Speed dating is just not for me. I'll say it....these guys were BORING.  What do you do?  Where do you live?  Do you like to travel?  YAWN.  Seriously, those are the things you want to know in 4 minutes to distinguish me from everyone else? 

Like I said, glad I tried it once, but I think that will be my only speed dating adventure.  Back to hoping or a miracle in real life, and dealing with online dating as a sidenote otherwise.

Monday, January 30, 2012

Next time I'll just go see the movie by myself!
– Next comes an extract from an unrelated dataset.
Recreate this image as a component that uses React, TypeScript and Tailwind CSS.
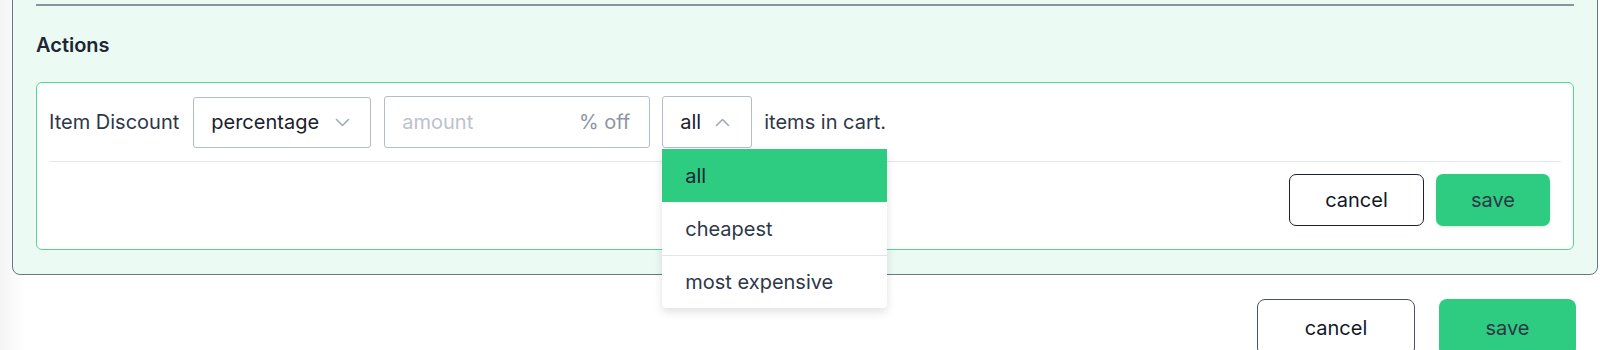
import { useState } from "react";

const font = { fontFamily: "Inter, 'Noto Sans', sans-serif" };

function Chevron({ up = false }: { up?: boolean }) {
  return (
    <svg width="15" height="9" viewBox="0 0 15 9" fill="none" className="shrink-0">
      <path
        d={up ? "M1.5 7.5L7.5 1.5L13.5 7.5" : "M1.5 1.5L7.5 7.5L13.5 1.5"}
        stroke="#a0aab8"
        strokeWidth="1.6"
        strokeLinecap="round"
        strokeLinejoin="round"
      />
    </svg>
  );
}

const options = ["all", "cheapest", "most expensive"];

export default function App() {
  const [scope] = useState("all");

  return (
    <div
      style={font}
      className="h-[350px] w-[1600px] overflow-hidden bg-[linear-gradient(to_right,#f4f4f4,#ffffff_26px)] text-[20px] text-[#2d3748]"
    >
      <div className="ml-[12px] -mt-[10px] w-[1586px] rounded-lg border border-[#6b7585] bg-[#ebfbf3] px-[23px] pt-[13px] pb-[24px]">
        <div className="h-[2px] bg-[#8b939c]" />
        <h2 className="mt-[25px] text-[20px] leading-7 font-semibold text-[#1f2633]">Actions</h2>

        <div className="mt-[23px] rounded-md border border-[#4fd793] bg-white px-[12px] pt-[13px] pb-[23px]">
          <div className="flex items-center">
            <span className="mr-[14px] whitespace-nowrap">Item Discount</span>

            <div className="flex h-[51px] w-[178px] items-center justify-between rounded-[3px] border border-[#b4bccb] bg-white pr-[20px] pl-[17px] text-[#1a202c]">
              <span>percentage</span>
              <Chevron />
            </div>

            <div className="ml-[13px] flex h-[52px] w-[266px] items-center justify-between rounded-[3px] border border-[#b4bccb] bg-white pr-[19px] pl-[17px]">
              <span className="text-[#bcc2cc]">amount</span>
              <span className="text-[#8c95a3]">% off</span>
            </div>

            <div className="relative ml-[12px]">
              <div className="flex h-[52px] w-[90px] items-center gap-[14px] rounded-[3px] border border-[#b4bccb] bg-white pl-[17px] text-[#1a202c]">
                <span>{scope}</span>
                <Chevron up />
              </div>
              <ul className="absolute top-[53px] left-0 z-10 w-[225px] overflow-hidden rounded-b-[4px] bg-white shadow-[0_4px_10px_rgba(0,0,0,0.12)]">
                {options.map((o, i) => (
                  <li
                    key={o}
                    className={
                      o === scope
                        ? "flex h-[53px] items-center bg-[#2ecc80] pl-[23px] text-[#1f2633]"
                        : i === 2
                          ? "flex h-[53px] items-center border-t border-[#e2e6ec] pl-[23px]"
                          : "flex h-[53px] items-center pl-[23px]"
                    }
                  >
                    {o}
                  </li>
                ))}
              </ul>
            </div>

            <span className="ml-[12px] whitespace-nowrap">items in cart.</span>
          </div>

          <div className="mt-[13px] h-px bg-[#e5e8ec]" />

          <div className="mt-[12px] flex justify-end gap-[12px] pr-[11px]">
            <button className="h-[52px] w-[135px] rounded-[7px] border border-[#1a202c] bg-white text-[#111827]">
              cancel
            </button>
            <button className="h-[52px] w-[114px] rounded-[7px] bg-[#2ecc80] text-[#2d3748] shadow-[0_1px_3px_rgba(0,0,0,0.12)]">
              save
            </button>
          </div>
        </div>
      </div>

      <div className="mt-[24px] ml-[12px] flex w-[1586px] justify-end gap-[24px] pr-[22px]">
        <button className="h-[57px] w-[158px] rounded-lg border border-[#4a5263] bg-white text-[#111827]">cancel</button>
        <button className="h-[57px] w-[137px] rounded-lg bg-[#2ecc80] text-[#2d3748]">save</button>
      </div>
    </div>
  );
}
So I had my second date Saturday night with the guy from last weekend, he of the magical snowy Old Town evening.  I’d been looking forward to it all week long.  I was like a giddy teenager.  I had my outfit picked out, my jewelry, how I’d do my hair.  I anticipated the possibility of our first kiss, and envisioned him grabbing my hand in the movie theater.

Saturday morning he texted me and said, “Did you know this movie is 2 hours and 40 minutes long?”  I replied and told him that I’d warned him it was long.  This was the second time since Wednesday, when we’d decided on this movie, that he’d made a comment about it, the first being a comment about possibly falling asleep during it.  I grudgingly told him that we didn’t have to see it, I would just go see it another time.  He asked if there was anything else I wanted to see, I told him the truth…no.  So he relented and agreed to go to the original movie.  But I told him no, I wouldn’t enjoy it if I knew he wouldn’t want to see it.  Entirely true.  I refuse to drag people to movies I know they are not interested in because it takes away from my viewing pleasure, and I’ve been trying to see this movie for WEEKS. 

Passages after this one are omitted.